Além de cantar e rimar, Victor Xamã também é produtor de mão cheia, e assina a última faixa “Manaus Delírio”, e PQP que groove nojento. Resgatando os signos de sua terra, o artista consegue aclimatar poética e musicalmente todo o calor da saudade que traz no peito. Produzindo um souvenir delicioso, desses em que batemos o olho e somos remetidos a lembranças que nos são caras, certamente isso é extraído da dor, das dificuldades de afastamento de sua terra natal.
Porém, é isso que fazem os grandes artistas, colocam para cantar os pássaros que trazem aprisionados no peito, nos fazendo perceber a beleza não daquilo que vivem, mas sim, da sua capacidade de transmutar as dificuldades em algo belo, de tornar o caminhar no fio da navalha e ainda assim ser generoso.

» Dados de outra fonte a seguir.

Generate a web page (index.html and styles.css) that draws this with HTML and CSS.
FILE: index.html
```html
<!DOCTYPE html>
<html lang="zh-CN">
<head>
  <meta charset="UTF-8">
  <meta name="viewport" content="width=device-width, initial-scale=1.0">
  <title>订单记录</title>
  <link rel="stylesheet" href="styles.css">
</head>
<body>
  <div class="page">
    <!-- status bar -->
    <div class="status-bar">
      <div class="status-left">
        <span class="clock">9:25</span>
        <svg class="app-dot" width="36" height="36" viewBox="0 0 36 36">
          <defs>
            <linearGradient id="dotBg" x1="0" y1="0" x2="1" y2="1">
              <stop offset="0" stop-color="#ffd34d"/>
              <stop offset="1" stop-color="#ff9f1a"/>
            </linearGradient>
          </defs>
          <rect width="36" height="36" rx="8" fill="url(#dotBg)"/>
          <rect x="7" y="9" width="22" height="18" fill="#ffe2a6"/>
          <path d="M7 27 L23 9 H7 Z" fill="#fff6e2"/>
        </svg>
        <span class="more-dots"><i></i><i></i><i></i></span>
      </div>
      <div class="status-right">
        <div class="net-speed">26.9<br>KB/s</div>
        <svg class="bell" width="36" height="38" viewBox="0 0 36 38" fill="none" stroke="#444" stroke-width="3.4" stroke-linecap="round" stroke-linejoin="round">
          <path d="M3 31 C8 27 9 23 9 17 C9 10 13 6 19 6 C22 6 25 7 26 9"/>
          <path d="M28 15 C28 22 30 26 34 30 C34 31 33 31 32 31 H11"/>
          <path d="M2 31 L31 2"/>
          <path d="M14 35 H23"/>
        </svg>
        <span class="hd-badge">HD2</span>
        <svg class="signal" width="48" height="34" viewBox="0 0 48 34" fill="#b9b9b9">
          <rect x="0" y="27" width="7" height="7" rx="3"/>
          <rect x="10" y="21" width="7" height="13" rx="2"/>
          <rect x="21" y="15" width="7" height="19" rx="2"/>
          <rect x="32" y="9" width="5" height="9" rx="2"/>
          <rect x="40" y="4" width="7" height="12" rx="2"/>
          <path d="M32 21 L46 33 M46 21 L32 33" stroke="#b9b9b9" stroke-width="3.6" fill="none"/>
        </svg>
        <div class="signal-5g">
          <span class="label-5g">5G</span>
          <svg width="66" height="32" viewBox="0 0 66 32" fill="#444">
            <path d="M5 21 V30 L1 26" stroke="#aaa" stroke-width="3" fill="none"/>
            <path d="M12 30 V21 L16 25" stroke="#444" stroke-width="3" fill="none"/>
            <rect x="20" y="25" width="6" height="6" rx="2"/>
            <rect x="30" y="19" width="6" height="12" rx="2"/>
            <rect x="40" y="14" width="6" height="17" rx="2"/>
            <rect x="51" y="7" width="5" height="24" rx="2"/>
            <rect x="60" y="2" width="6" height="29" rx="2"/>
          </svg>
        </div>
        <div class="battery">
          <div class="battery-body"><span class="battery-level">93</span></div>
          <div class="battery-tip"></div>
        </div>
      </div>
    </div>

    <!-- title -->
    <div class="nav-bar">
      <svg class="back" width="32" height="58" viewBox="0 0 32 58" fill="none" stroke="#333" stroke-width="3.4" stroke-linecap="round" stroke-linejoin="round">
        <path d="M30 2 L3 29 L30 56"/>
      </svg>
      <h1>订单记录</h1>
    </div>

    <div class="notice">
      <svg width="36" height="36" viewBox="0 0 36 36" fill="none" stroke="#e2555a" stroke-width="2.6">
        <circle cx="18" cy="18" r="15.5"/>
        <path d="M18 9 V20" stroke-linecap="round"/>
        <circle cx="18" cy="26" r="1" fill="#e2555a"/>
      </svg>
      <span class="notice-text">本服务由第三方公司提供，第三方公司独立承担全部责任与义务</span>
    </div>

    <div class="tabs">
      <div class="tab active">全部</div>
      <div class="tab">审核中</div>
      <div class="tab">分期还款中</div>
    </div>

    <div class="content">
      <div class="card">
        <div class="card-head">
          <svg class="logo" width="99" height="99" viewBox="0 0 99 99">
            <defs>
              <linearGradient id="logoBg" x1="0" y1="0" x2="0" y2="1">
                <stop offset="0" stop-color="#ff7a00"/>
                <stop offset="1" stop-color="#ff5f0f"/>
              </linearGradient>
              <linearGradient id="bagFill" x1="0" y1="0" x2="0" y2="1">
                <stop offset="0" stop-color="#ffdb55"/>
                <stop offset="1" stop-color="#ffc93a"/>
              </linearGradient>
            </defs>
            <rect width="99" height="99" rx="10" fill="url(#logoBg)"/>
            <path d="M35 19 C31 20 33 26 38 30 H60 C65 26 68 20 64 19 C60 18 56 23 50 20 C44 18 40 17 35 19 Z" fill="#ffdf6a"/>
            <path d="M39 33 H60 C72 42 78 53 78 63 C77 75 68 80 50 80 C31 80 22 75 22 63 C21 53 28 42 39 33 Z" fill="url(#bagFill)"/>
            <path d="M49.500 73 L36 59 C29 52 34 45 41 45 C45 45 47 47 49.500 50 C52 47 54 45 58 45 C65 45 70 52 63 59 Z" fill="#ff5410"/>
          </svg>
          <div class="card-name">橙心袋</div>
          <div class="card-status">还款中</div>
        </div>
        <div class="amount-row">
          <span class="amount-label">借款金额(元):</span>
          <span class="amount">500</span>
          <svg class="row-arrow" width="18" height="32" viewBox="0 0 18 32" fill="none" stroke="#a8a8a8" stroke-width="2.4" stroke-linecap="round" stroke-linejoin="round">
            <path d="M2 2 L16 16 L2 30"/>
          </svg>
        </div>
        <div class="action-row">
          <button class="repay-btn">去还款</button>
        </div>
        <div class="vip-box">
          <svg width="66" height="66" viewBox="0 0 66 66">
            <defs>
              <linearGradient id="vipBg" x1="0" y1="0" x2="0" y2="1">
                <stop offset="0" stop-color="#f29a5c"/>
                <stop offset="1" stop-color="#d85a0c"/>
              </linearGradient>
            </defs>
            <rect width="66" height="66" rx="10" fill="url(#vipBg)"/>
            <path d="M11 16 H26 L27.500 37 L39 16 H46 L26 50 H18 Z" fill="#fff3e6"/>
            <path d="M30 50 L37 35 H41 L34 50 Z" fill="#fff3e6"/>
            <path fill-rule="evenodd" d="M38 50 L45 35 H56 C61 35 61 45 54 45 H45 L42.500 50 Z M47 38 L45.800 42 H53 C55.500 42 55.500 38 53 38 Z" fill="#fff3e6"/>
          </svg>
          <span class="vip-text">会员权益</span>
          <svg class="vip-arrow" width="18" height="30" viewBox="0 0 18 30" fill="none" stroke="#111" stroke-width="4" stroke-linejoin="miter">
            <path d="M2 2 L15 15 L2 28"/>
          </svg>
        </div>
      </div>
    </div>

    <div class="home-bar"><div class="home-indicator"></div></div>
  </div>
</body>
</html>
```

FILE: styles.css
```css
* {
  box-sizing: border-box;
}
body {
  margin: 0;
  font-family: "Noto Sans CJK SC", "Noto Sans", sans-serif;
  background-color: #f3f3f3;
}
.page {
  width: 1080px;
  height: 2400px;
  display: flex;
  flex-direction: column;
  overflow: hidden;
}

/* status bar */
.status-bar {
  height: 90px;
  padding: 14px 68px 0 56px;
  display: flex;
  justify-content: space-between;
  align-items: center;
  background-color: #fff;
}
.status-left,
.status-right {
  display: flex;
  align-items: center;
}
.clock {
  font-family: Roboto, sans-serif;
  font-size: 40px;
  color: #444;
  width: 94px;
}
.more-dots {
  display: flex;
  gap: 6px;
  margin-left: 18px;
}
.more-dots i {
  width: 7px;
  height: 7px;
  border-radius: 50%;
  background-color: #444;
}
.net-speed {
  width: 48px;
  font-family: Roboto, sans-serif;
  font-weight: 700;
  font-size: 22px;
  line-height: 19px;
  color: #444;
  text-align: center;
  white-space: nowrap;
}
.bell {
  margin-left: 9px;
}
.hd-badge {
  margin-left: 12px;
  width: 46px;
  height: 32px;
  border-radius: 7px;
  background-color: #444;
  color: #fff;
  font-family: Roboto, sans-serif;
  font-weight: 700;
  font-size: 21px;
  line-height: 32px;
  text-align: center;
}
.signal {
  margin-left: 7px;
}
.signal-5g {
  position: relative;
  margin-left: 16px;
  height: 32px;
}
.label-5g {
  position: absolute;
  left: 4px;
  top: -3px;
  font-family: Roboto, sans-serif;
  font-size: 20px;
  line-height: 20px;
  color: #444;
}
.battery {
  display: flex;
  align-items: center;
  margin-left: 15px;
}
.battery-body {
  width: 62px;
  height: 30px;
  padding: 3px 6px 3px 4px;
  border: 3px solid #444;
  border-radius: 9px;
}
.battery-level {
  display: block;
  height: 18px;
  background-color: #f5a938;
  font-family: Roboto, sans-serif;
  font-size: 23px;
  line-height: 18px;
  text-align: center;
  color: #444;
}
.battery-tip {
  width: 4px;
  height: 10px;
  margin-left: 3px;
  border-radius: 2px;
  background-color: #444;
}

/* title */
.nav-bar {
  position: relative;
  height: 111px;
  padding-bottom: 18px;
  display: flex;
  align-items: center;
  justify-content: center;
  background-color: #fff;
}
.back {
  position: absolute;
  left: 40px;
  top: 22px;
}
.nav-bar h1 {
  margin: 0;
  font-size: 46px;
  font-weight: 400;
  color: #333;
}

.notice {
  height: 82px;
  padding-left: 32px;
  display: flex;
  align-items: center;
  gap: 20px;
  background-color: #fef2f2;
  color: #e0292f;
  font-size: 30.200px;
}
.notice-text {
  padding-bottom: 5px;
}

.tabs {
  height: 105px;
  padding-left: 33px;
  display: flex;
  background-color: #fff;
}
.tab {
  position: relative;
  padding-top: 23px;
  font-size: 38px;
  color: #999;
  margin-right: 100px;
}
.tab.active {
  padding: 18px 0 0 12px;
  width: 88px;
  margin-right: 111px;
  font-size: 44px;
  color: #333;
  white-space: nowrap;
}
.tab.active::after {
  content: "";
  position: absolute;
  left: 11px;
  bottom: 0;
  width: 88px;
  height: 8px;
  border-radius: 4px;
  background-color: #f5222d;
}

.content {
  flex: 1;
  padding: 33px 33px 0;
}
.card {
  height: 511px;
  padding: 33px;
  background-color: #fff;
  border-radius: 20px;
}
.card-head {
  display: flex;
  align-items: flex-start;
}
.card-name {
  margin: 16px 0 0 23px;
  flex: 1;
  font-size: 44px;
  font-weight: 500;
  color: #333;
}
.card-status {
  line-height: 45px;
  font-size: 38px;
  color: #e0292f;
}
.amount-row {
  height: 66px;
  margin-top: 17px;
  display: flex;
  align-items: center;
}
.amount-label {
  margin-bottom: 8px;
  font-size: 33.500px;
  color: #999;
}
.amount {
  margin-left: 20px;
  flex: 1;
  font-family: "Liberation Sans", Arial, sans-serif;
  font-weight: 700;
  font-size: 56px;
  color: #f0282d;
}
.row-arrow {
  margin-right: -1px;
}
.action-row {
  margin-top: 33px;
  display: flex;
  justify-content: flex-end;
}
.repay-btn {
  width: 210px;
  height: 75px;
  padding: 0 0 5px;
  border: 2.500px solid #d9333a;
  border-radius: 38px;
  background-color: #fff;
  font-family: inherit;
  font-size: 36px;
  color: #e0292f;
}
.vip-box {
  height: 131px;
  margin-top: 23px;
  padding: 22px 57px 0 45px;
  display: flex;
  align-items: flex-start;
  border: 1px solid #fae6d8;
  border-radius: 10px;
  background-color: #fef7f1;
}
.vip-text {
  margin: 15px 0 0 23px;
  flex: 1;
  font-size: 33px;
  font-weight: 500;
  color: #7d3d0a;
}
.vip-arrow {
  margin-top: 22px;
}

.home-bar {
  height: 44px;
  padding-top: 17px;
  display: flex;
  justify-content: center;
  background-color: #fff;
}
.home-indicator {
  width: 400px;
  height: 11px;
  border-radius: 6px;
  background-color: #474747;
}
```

Victor Xamã é uma daquelas tribos intocadas no seio da floresta amazônica, no que tange a arte nacional, o rap no Brasil, por força do agenciamento que ele faz e de onde vem. Colocando pra rimar e fazer música toda aquela biodiversidade, a história do hip hop do norte, e segue cada vez mais se embrenhando nas matas da criação ao breve sinal de algum antropólogo que queira lhe estudar. É tudo isso que Victor Xamã queima na cidade, seja na sua capital Manaus, seja em Salvador ou em SP.
Se não bastasse toda a experiência subjetiva musical e poética a que somos expostos nesta obra, há ainda a possibilidade de ouvir/ver o EP Calor pelo youtube que recebeu uma arte individualizada em cada uma das faixas. Ana Ferrer & Daniel Teolfe são os artistas responsáveis pelas imagens animadas em 3D. O disco também recebeu um ensaio fotográfico muito bonito pelas lentes da talentosa Isa Hansen, com quem VXamã já trabalhou antes em audiovisual também. Enfim, se é verdade que o EP é o novo disco, o que não encontra evidências no mercado musical mundial que segue tendo uma imensa produção de discos cheios, temos aqui um padrão muito difícil de ser alcançado!